Heeding Hong Kong
Le boom que connait le marché chinois de l'art contemporain fait couler beaucoup d'encre : spéculation dont le retournement est proche ? ou vrai marché prometteur ?
Cet article d'Alexandra Peers revient sur les différents discours tenus...
Apr 8 2008
Is the Chinese contemporary art market teetering on the brink? Major auctions in Hong Kong this week will tell.
Photograph courtesy of: Sotheby's
There are two schools of thought about the roaring Chinese art market.
The first holds that China is just awakening to its vast wealth and
that the bidding war for its cultural treasures has barely begun. The
second is that Chinese contemporary art, in particular, is the frothiest segment of an already-frothy art market, and that it’s headed for a fall.
If so, that fall will likely come in the next few days.
In a four-day series of auctions beginning today in Hong Kong, Sotheby’s
will put more than 1,400 works of Asian art on the block, including a
leading collection of contemporary Chinese paintings by some of the
fastest-rising artists in the field. The sales come on the heels of a
first-quarter correction in the Chinese stock market and amid international protests
regarding the nation’s actions in Tibet. Given that some of the art for
sale is political in nature, and that these are Sotheby’s largest and
most ambitious sales ever in the region, art-world eyes are focused on
Hong Kong.
It’s a trend art watchers have seen boom in recent
years: In fall 2000, Sotheby’s raised $14.9 million at its Asia Week
auctions of antiques and contemporary art; in fall 2007, it raised
about $200 million. One vase sold for four times as much as the entire
week of sales had raised just seven years earlier. The sales that begin
today are expected to raise more than $185 million.
Meanwhile,
institutions like New York’s Museum of Modern Art and the Guggenheim
have begun to show Chinese contemporary art. At the opening of the
Guggenheim’s Cai Guo-Qiang show last month, Thomas Krens,
then president of the museum’s foundation, argued that Cai is “just the
tip of an iceberg coming toward us…there’s a whole cadre of artists [in
China] the world needs to pay attention to.” Influential galleries
PaceWildenstein and Barry Friedman, Ltd.
now represent contemporary Chinese artists. Collectors like real estate
developer Aby Rosen and Charles Saatchi, better known for their Warhols
and Hirsts, have bought Chinese art in the past two to three years.
Fueling
the market is not only speculative fever but also China’s own economic
growth—eight of the 10 buyers of Christie’s Asian art “top lots” last
fall were believed to be Chinese. Globally, there is a widespread
belief that this collecting field is one of the few in which
masterpieces, both new and old, are still available for sale.
But
the smart money may already be exiting the market. Eight collections of
Asian art go up for the bid in the next few days. Highlights of the
week include a jewel-encrusted bowl from the Ming Dynasty. Etched with
dragons, it is expected to fetch more than $7.7 million. Liu Xiaodong’s
Battlefield Realism is the priciest painting. A comment on
China’s relations with its neighbors, it depicts 18 Taiwanese and
Chinese soldiers and is estimated at $7 million. (Rival Christie’s
won’t hold its Hong Kong sales until next month, when it inaugurates
black-tie evening sales in the city.)
No collection is being watched more closely than William Acquavella’s. A longtime art dealer and business partner of Sotheby’s, he counts powerhouses such as Steven Cohen and Steve Wynn among his clients. On April 9, he parts with his 108-piece collection of contemporary Chinese art.
Sotheby’s
calls the Estella Collection, as it is called, “the most important
collection of Chinese contemporary art to ever come to market.” But it
may have to brag loudly: At smaller sales of Chinese contemporary art
last month in New York, nearly a third of the pieces went unsold.
“I’ve
been saying this market is going to crash, and it is,” says Iain
Robertson, head of the art-business division of the Sotheby’s
Institute, which gives classes on the art market to novice collectors.

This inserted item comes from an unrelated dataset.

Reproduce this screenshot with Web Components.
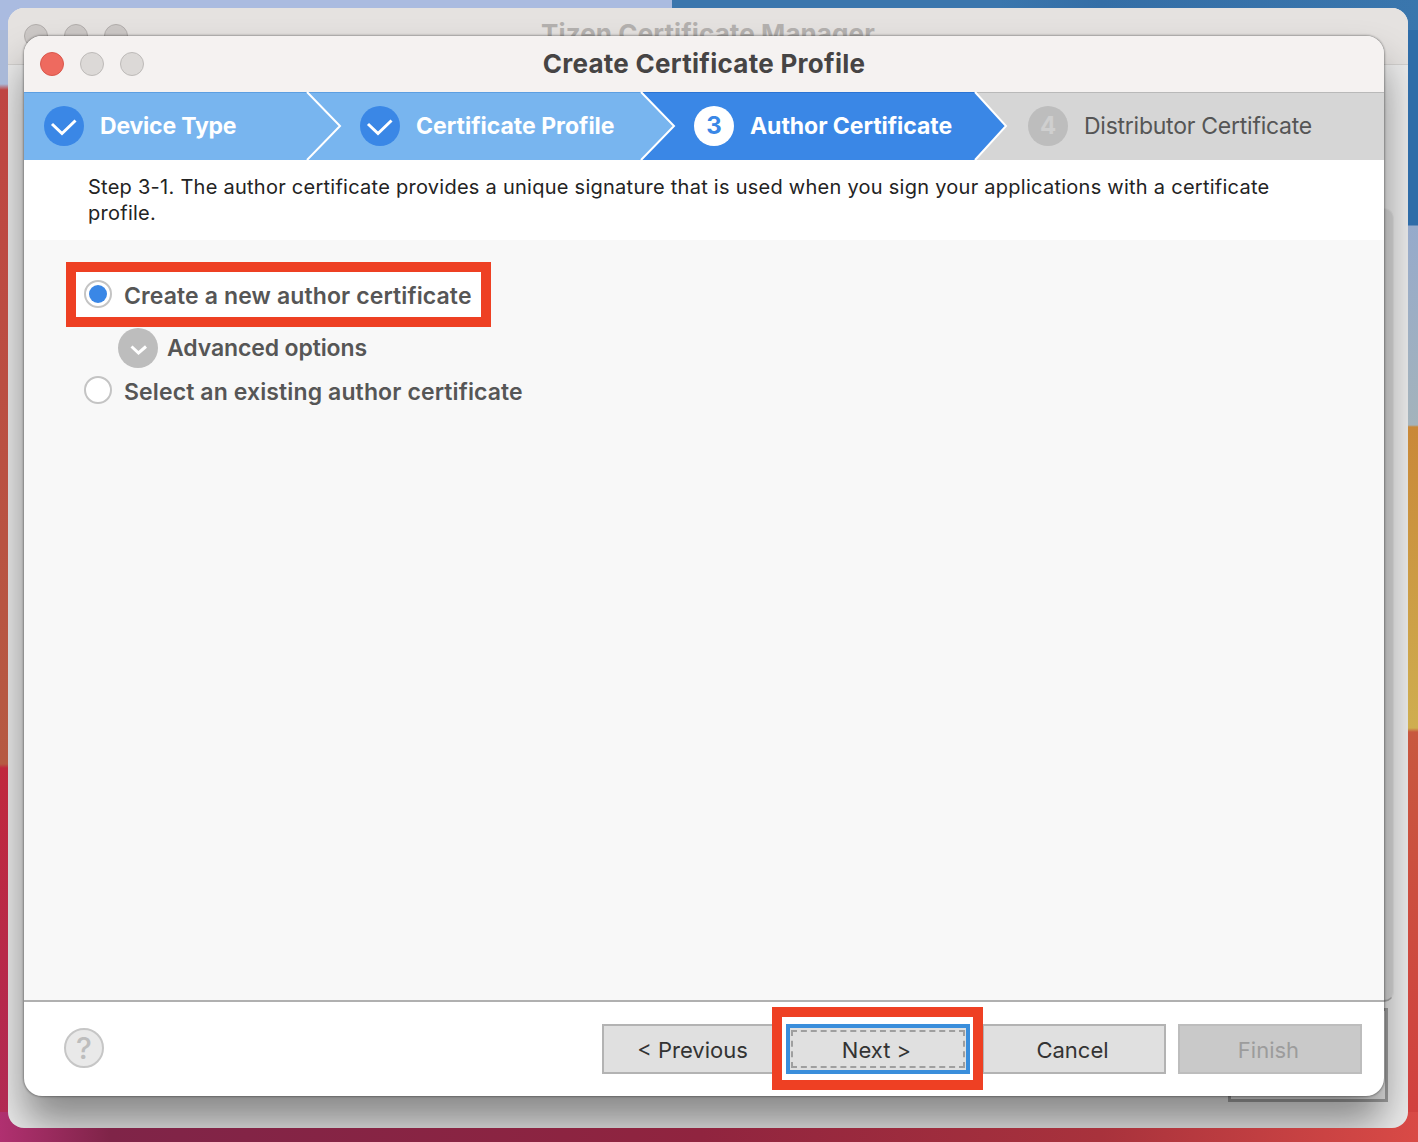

(Sotheby’s shares a name, but not management, with the Institute.) But
Barbara Pollock, an artist and writer who is researching a book on
Chinese contemporary art, says at the Hong Kong auctions, it’s
impossible not to believe the market’s continued climb is inevitable.
“It’s 5,000 people, stadium seating, every phone going. It’s just the
beginning of their market.”
Maybe both perspectives are true.
Many of the hot, young, overly prolific artists may fade from
popularity. But China’s buying power is here to stay, and,
historically, most wealthy nations begin by bidding up their own art.
Moreover, whatever happens with the economy, notes one dealer active in
the Chinese contemporary art market, buying art “is still the quickest
way to move $100,000 in or out of the country.”